James Woods in one of his earliest roles as the creepy and overbearing Aldo who's attempt to get his best friend Daryl to marry his sister Linda, Pamela Reed, backfires when Dayral meets Tony and the sparks really begin to fly. There was also a very moving scene between Dyral and Linda at her job where they both realized that they were not, and never were, in love with each other. Which freed them from the act that they were playing and allowed them to go on with their lives without the meddling and annoying Aldo running their lives into the ground. Aldo, if he didn't have enough problems already, is also into the mob for as much as $50,000.00 and with the cops looking for him in the Mr. Long killing, which the poor sap is innocent of, has him just about on the verge of a nervous breakdown.
The exciting ending where Daryl, who's mind is still in a complete fog to why someone want's to murder him, goes to meet the killer thinking that he's Tony's father and, I guess, wanting to ask him for his daughters hand in marriage. Instead Daryl is set up to be killed by the killer and his accomplice who, like Daryl, have totally different ideas to just how much and what he knows about the Mr. Long murder.
William Hurt plays a janitor who knows more than he's telling about a
murder. Sigourney Weaver is the TV reporter he's long had a crush on, when
she shows up at the murder scene for the story, he sees his knowledge as an
opportunity to meet her.
William Hurt in the '80s was like John Cusack in the '90s (and to a lesser extent, today) -- not every movie he's in is good, but his very presence seems to add crackle and interest to the dialogue. He is particularly impressive in his scenes declaring his feelings for the reporter. Really impressive, actually, and the movie is totally worth watching for those scenes.
The sad thing about Eyewitness is that it sets up some very interesting musings on honesty, people using each other, and principals vs. feelings, and gives us some fairly interesting characters to play with those musings, and then trades in the whole package for a conventional, if well done, romance/mystery. Ah, well. 7/10
This movie is great fun to see William Hurt, James Woods and Sigourney Weaver at the beginnings of their careers and when they were experiencing a good deal of success. The rest of the cast is top-notch. The story is very interesting and effective, though I found the film a bit uneven and slow.

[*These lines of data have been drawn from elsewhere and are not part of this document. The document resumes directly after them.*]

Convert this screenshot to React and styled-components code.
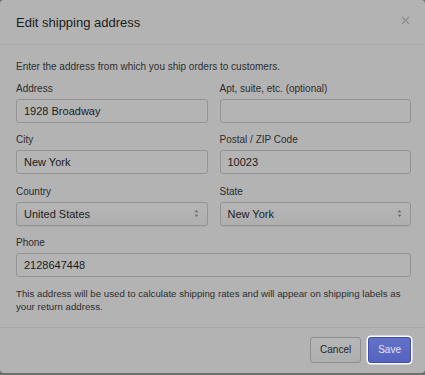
import React from "react";
import styled, { createGlobalStyle } from "styled-components";

const GlobalStyle = createGlobalStyle`
  html, body {
    margin: 0;
    padding: 0;
    background: #6f6f6f;
  }
  * {
    box-sizing: border-box;
  }
`;

const Modal = styled.div`
  width: 425px;
  height: 373px;
  background: #b3b3b3;
  border-radius: 4px;
  display: flex;
  flex-direction: column;
  font-family: "Liberation Sans", Arial, sans-serif;
  color: #1f1f1f;
  overflow: hidden;
`;

const Header = styled.div`
  height: 45px;
  display: flex;
  align-items: center;
  justify-content: space-between;
  padding: 0 14px 0 16px;
  border-bottom: 1px solid #a8a8a8;
`;

const Title = styled.h2`
  margin: 0;
  font-size: 13px;
  font-weight: 400;
  color: #1c1c1c;
`;

const Close = styled.button`
  border: none;
  background: none;
  padding: 0;
  width: 12px;
  height: 12px;
  display: flex;
  align-items: center;
  justify-content: center;
  margin-top: -3px;
`;

const Body = styled.div`
  flex: 1;
  padding: 15px 14px 0 16px;
  border-bottom: 1px solid #a8a8a8;
`;

const Text = styled.p`
  margin: ${(p) => p.$mt || 0}px 0 ${(p) => p.$mb || 0}px;
  font-size: ${(p) => p.$size || 10}px;
  line-height: ${(p) => p.$lh || 14}px;
  color: #2e2e2e;
`;

const Grid = styled.div`
  display: grid;
  grid-template-columns: 1fr 1fr;
  column-gap: 12px;
  row-gap: 10.4px;
`;

const Field = styled.div`
  display: flex;
  flex-direction: column;
  grid-column: ${(p) => (p.$full ? "1 / -1" : "auto")};
`;

const Label = styled.label`
  font-size: 10px;
  line-height: 14px;
  margin-bottom: 3px;
  color: #2c2c2c;
`;

const Input = styled.div`
  height: 24px;
  border: 1px solid #949494;
  border-radius: 3px;
  background: #b4b4b4;
  padding: 0 7px;
  display: flex;
  align-items: center;
  justify-content: space-between;
  font-size: 11px;
  color: #1c1c1c;
`;

const Select = styled(Input)`
  background: linear-gradient(#b5b5b5, #afafb0);
  box-shadow: 0 1px 0 rgba(0, 0, 0, 0.05);
  padding-right: 8px;
`;

const Footer = styled.div`
  height: 45px;
  display: flex;
  align-items: center;
  justify-content: flex-end;
  gap: 7px;
  padding: 0 14px 2px;
`;

const Button = styled.button`
  height: 26px;
  padding: 0 9px;
  border-radius: 3px;
  font-family: "Liberation Sans", Arial, sans-serif;
  font-size: 10px;
  border: 1px solid ${(p) => (p.$primary ? "#3f4eae" : "#8f8f8f")};
  background: ${(p) =>
    p.$primary ? "linear-gradient(#6371c7, #5563c1)" : "linear-gradient(#b6b6b6, #aeafb0)"};
  color: ${(p) => (p.$primary ? "#e4e6f6" : "#262626")};
  box-shadow: ${(p) => (p.$primary ? "0 0 0 1.5px #ffffff" : "none")};
`;

const Caret = () => (
  <svg width="5" height="9" viewBox="0 0 5 9">
    <path d="M2.5 1 L4.3 3.3 H0.7 Z M2.5 8 L4.3 5.7 H0.7 Z" fill="#666" />
  </svg>
);

export default function App() {
  return (
    <>
      <GlobalStyle />
      <Modal>
        <Header>
          <Title>Edit shipping address</Title>
          <Close>
            <svg width="9" height="9" viewBox="0 0 9 9">
              <path d="M1 1 L8 8 M8 1 L1 8" stroke="#8c8c8c" strokeWidth="1.1" />
            </svg>
          </Close>
        </Header>
        <Body>
          <Text $mb={8}>Enter the address from which you ship orders to customers.</Text>
          <Grid>
            <Field>
              <Label>Address</Label>
              <Input>1928 Broadway</Input>
            </Field>
            <Field>
              <Label>Apt, suite, etc. (optional)</Label>
              <Input />
            </Field>
            <Field>
              <Label>City</Label>
              <Input>New York</Input>
            </Field>
            <Field>
              <Label>Postal / ZIP Code</Label>
              <Input>10023</Input>
            </Field>
            <Field>
              <Label>Country</Label>
              <Select>
                United States
                <Caret />
              </Select>
            </Field>
            <Field>
              <Label>State</Label>
              <Select>
                New York
                <Caret />
              </Select>
            </Field>
            <Field $full>
              <Label>Phone</Label>
              <Input>2128647448</Input>
            </Field>
          </Grid>
          <Text $lh={13} $mt={10} $size={9.7}>
            This address will be used to calculate shipping rates and will appear on shipping labels as
            your return address.
          </Text>
        </Body>
        <Footer>
          <Button>Cancel</Button>
          <Button $primary>Save</Button>
        </Footer>
      </Modal>
    </>
  );
}
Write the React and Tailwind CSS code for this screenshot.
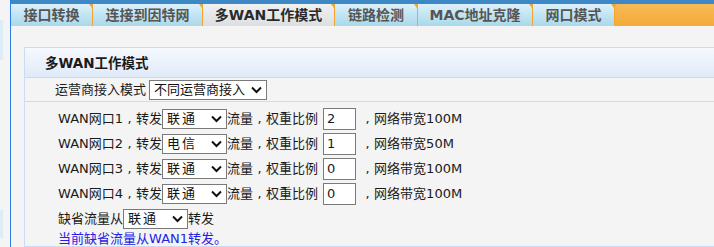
import React from "react";

const font = { fontFamily: '"DejaVu Sans", "Noto Sans CJK SC", sans-serif' };

const tabs = [
  { label: "接口转换", w: "w-[82px]" },
  { label: "连接到因特网", w: "w-[110px]" },
  { label: "多WAN工作模式", w: "w-[132px]", active: true },
  { label: "链路检测", w: "w-[83px]" },
  { label: "MAC地址克隆", w: "w-[115px]" },
  { label: "网口模式", w: "w-[82px]" },
];

const wanRows = [
  { n: 1, isp: "联通", weight: "2", bw: "100M" },
  { n: 2, isp: "电信", weight: "1", bw: "50M" },
  { n: 3, isp: "联通", weight: "0", bw: "100M" },
  { n: 4, isp: "联通", weight: "0", bw: "100M" },
];

// centred full-width comma, as the reference draws it
function Comma() {
  return <span className="inline-block w-[13px] text-center">,</span>;
}

function Chevron() {
  return (
    <svg width="11" height="8" viewBox="0 0 11 8" className="shrink-0">
      <path d="M1 1.5 L5.5 6 L10 1.5" fill="none" stroke="#111" strokeWidth="2" />
    </svg>
  );
}

function Select({ value, width, spaced = true }) {
  return (
    <div
      className={`${width} h-[20px] flex items-center justify-between bg-white border border-[#7a7a7a] pl-[4px] pr-[4px] text-[13px] text-[#111] whitespace-nowrap`}
    >
      <span className={spaced ? "tracking-[2px]" : ""}>{value}</span>
      <Chevron />
    </div>
  );
}

export default function App() {
  return (
    <div style={font} className="w-[714px] h-[247px] overflow-hidden bg-[#f4f4f4] flex">
      <div className="w-[10px] flex flex-col shrink-0">
        <div className="h-[20px]" />
        <div className="w-[3px] h-[40px] bg-[#dcecf8]" />
        <div className="flex-1" />
        <div className="w-[3px] h-[28px] bg-[#dcecf8]" />
        <div className="h-[9px]" />
      </div>
      <div className="flex-1 flex flex-col border-l border-[#2a7fe8]">
        <div className="h-[5px] bg-[#3f88c6]" />
        <div className="h-[25px] flex">
          {tabs.map((t) => (
            <div
              key={t.label}
              className={`${t.w} relative flex items-center justify-center border-r border-[#f3a530] text-[14px] font-bold ${
                t.active
                  ? "bg-gradient-to-b from-[#f0f0f0] to-[#dcdfe2] text-[#2a2a2a]"
                  : "bg-gradient-to-b from-[#dcf1fb] to-[#a9d8ea] text-[#555]"
              }`}
            >
              {t.label}
              <div className="absolute -right-[3px] top-0 w-0 h-0 border-l-[3px] border-r-[3px] border-t-[4px] border-l-transparent border-r-transparent border-t-[#f3a530]" />
            </div>
          ))}
          <div className="flex-1 bg-gradient-to-b from-[#f8ba58] to-[#f6aa36]" />
        </div>
        <div className="flex-1 pl-[13px] pt-[21px]">
          <div className="h-[200px] border border-r-0 border-[#c9dcf2] bg-[#f4f4f4] flex flex-col text-[13px] text-[#1a1a1a]">
            <div className="h-[30px] shrink-0 flex items-center pl-[20px] pt-[2px] bg-gradient-to-b from-[#f6f9fe] to-[#dfeaf8] border-b border-[#c9dcf2] font-bold text-[13.5px] text-[#1a1a1a]">
              多WAN工作模式
            </div>
            <div className="h-[24px] shrink-0 flex items-center pl-[30px] gap-[3px] border-b border-[#c9dcf2]">
              <span>运营商接入模式</span>
              <Select value="不同运营商接入" width="w-[118px]" spaced={false} />
            </div>
            <div className="flex flex-col pl-[33px] pt-[4px]">
              {wanRows.map((r) => (
                <div key={r.n} className="h-[25px] flex items-center">
                  <span>
                    WAN网口{r.n}
                    <Comma />
                    转发
                  </span>
                  <Select value={r.isp} width="w-[65px]" />
                  <span>
                    流量
                    <Comma />
                    权重比例
                  </span>
                  <div className="ml-[5px] w-[33px] h-[22px] bg-white border border-[#7a7a7a] pl-[3px] flex items-center text-[13px]">
                    {r.weight}
                  </div>
                  <span className="ml-[5px]">
                    <Comma />
                    网络带宽{r.bw}
                  </span>
                </div>
              ))}
              <div className="h-[25px] flex items-center">
                <span>缺省流量从</span>
                <Select value="联通" width="w-[65px]" />
                <span>转发</span>
              </div>
              <div className="h-[16px] flex items-center text-[#2222e6]">当前缺省流量从WAN1转发。</div>
            </div>
          </div>
        </div>
      </div>
    </div>
  );
}
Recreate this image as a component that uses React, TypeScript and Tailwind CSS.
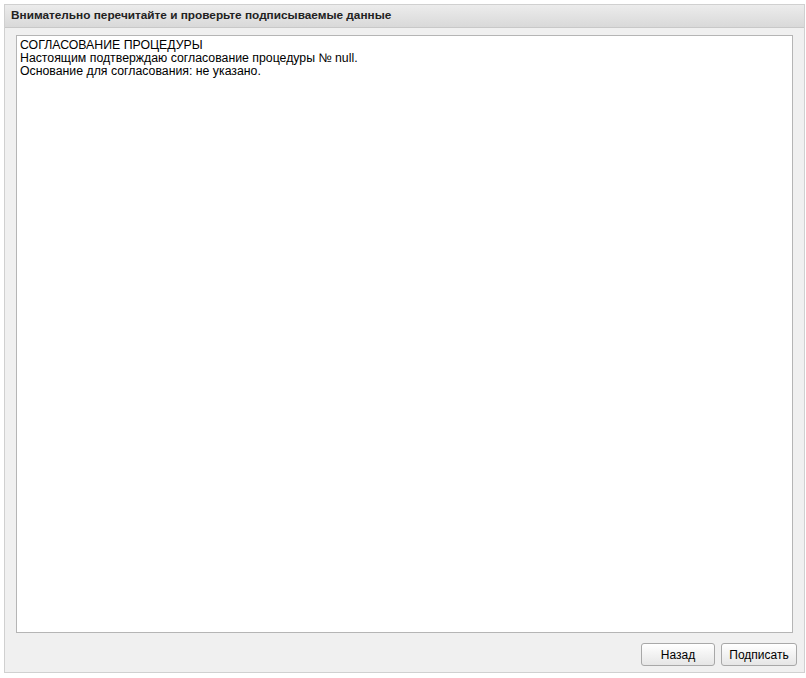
export default function App() {
  return (
    <div className="w-[806px] h-[678px] bg-white pt-[4px] pl-[4px] font-['Liberation_Sans',sans-serif]">
      <div className="w-[801px] h-[669px] flex flex-col border border-[#d0d0d0] bg-[#f0f0f0]">
        {/* Header */}
        <div className="h-[23px] flex items-center px-[6px] border-b border-[#c8c8c8] bg-gradient-to-b from-[#ececec] to-[#d9d9d9]">
          <span className="text-[11.8px] font-bold text-[#222]">Внимательно перечитайте и проверьте подписываемые данные</span>
        </div>

        {/* Content */}
        <div className="flex-1 flex flex-col px-[11px] pt-[7px]">
          <div className="h-[598px] bg-white border border-[#b5b5b5] px-[3px] pt-[3px] text-[12.3px] leading-[13px] text-black">
            <div>СОГЛАСОВАНИЕ ПРОЦЕДУРЫ</div>
            <div>Настоящим подтверждаю согласование процедуры № null.</div>
            <div>Основание для согласования: не указано.</div>
          </div>

          <div className="flex justify-end gap-[6px] mt-[10px] -mr-[4px]">
            <button className="w-[74px] h-[23px] rounded-[3px] border border-[#a8a8a8] bg-gradient-to-b from-[#ffffff] to-[#e6e6e6] text-[12px] text-black">
              Назад
            </button>
            <button className="w-[76px] h-[23px] rounded-[3px] border border-[#a8a8a8] bg-gradient-to-b from-[#ffffff] to-[#e6e6e6] text-[12px] text-black">
              Подписать
            </button>
          </div>
        </div>
      </div>
    </div>
  );
}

William Hurt plays a Manhattan Janitor named Daryl Deaver, who is
obsessed with a local newswoman named Tony Sokolow(played by Sigourney
Weaver). When a Vietnamese man with a shady past is murdered in Daryl's
building, he takes full advantage of meeting his crush by insinuating
that he knows more about the murder than he does. Tony goes along with
him, flattered but unsure. When the true killers get wind of Daryl's
story, they plan on eliminating him, and before they know it, their
really is a conspiracy to report...
Good acting by its fine cast(which includes James Woods, Morgan Freeman, and Christopher Plummer) cannot save this contrived and unconvincing mystery, which just doesn't amount to much.